- Given request -
Look through the material below for "Tailwind". Copy every line that contains it.

- Material shown -
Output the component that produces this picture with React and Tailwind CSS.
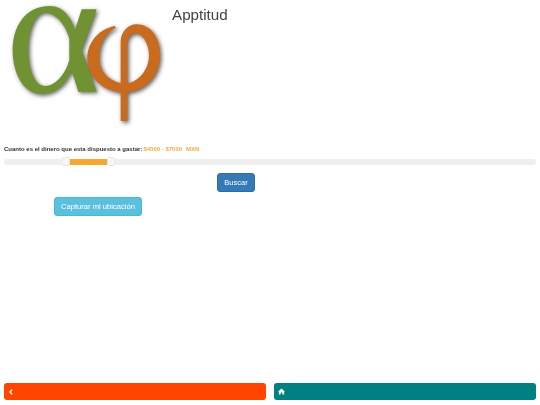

--

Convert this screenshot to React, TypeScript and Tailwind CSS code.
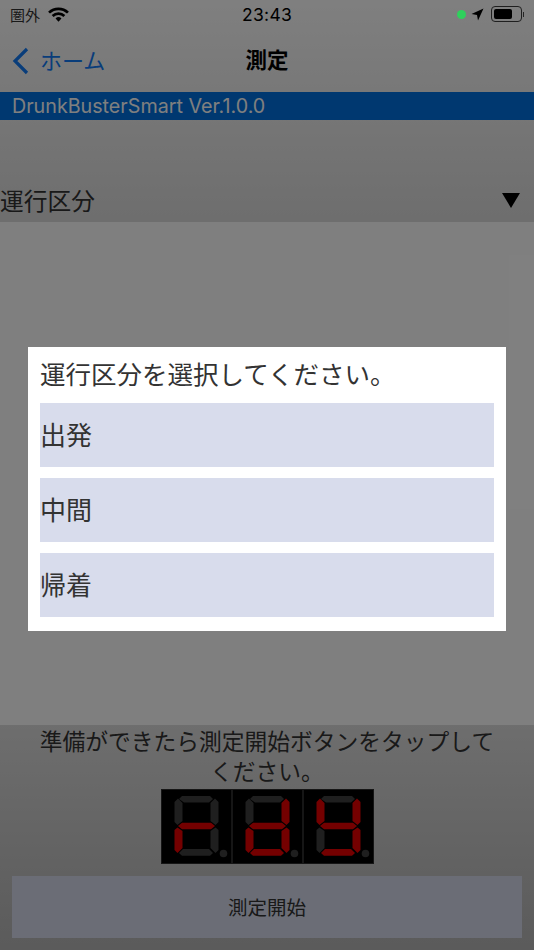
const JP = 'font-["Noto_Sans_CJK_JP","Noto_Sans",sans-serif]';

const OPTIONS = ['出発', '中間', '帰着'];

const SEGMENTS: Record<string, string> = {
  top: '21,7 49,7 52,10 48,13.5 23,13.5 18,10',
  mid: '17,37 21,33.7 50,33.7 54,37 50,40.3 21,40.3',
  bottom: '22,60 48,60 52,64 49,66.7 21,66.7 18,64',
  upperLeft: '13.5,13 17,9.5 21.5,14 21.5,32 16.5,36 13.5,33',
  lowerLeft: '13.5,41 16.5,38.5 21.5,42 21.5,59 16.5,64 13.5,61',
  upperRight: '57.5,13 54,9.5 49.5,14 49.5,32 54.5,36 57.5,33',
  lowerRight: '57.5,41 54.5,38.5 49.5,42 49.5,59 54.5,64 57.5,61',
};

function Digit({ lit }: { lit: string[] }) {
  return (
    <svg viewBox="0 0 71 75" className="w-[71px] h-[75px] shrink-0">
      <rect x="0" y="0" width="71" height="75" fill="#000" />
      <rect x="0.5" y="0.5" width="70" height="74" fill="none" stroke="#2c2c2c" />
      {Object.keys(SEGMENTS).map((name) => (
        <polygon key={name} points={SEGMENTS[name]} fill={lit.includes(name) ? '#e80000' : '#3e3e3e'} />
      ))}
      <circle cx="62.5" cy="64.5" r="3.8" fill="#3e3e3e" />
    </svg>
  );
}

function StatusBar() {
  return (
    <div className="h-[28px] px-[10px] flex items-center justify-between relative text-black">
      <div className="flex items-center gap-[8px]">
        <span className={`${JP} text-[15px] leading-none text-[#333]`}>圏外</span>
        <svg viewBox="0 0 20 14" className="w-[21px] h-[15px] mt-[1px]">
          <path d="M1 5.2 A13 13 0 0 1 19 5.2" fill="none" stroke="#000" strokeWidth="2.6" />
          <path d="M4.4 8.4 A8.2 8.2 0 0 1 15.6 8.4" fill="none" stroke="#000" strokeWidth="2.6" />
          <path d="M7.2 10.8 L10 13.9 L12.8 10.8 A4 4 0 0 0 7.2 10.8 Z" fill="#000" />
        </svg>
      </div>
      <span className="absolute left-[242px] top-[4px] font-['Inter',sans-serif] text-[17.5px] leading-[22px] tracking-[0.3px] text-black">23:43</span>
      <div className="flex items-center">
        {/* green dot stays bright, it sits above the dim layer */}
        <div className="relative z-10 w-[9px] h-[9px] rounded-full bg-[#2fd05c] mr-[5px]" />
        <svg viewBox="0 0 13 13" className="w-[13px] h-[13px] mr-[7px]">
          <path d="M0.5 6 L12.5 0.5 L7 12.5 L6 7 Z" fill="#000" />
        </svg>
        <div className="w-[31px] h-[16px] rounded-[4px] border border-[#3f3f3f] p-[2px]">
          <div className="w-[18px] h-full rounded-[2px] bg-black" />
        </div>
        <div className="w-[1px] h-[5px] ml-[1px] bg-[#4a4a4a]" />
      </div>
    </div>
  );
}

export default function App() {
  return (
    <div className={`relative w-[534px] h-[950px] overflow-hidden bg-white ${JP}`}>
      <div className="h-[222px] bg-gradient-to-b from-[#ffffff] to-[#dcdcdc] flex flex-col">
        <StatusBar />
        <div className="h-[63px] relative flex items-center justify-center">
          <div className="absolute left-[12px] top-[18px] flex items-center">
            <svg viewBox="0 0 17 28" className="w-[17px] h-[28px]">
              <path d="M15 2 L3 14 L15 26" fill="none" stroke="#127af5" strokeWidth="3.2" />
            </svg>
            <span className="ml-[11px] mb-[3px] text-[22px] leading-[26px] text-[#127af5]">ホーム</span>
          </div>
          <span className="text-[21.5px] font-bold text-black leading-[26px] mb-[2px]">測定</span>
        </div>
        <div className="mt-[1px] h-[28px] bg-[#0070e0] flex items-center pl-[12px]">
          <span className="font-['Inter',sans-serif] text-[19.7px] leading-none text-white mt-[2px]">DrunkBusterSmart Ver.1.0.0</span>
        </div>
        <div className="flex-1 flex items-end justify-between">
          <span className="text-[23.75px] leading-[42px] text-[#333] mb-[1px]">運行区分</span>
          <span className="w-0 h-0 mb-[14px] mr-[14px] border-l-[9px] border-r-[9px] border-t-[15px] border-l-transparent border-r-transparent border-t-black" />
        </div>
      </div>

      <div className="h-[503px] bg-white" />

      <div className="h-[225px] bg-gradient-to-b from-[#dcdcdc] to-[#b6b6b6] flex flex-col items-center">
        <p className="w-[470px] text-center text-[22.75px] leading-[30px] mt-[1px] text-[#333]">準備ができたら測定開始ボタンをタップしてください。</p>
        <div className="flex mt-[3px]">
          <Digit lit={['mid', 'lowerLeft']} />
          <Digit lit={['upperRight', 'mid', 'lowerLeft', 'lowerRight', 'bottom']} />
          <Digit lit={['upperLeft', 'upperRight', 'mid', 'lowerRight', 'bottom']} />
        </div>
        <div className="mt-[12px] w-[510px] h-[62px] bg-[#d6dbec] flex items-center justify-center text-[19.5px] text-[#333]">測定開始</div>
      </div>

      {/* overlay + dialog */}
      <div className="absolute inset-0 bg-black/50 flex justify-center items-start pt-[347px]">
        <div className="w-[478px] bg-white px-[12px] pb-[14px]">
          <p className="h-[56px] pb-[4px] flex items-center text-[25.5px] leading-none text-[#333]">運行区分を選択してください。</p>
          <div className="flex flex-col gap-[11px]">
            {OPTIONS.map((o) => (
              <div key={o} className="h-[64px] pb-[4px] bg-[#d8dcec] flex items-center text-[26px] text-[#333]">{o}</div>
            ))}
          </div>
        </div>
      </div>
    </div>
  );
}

- Output of the exercise -
Output the component that produces this picture with React and Tailwind CSS.
Convert this screenshot to React, TypeScript and Tailwind CSS code.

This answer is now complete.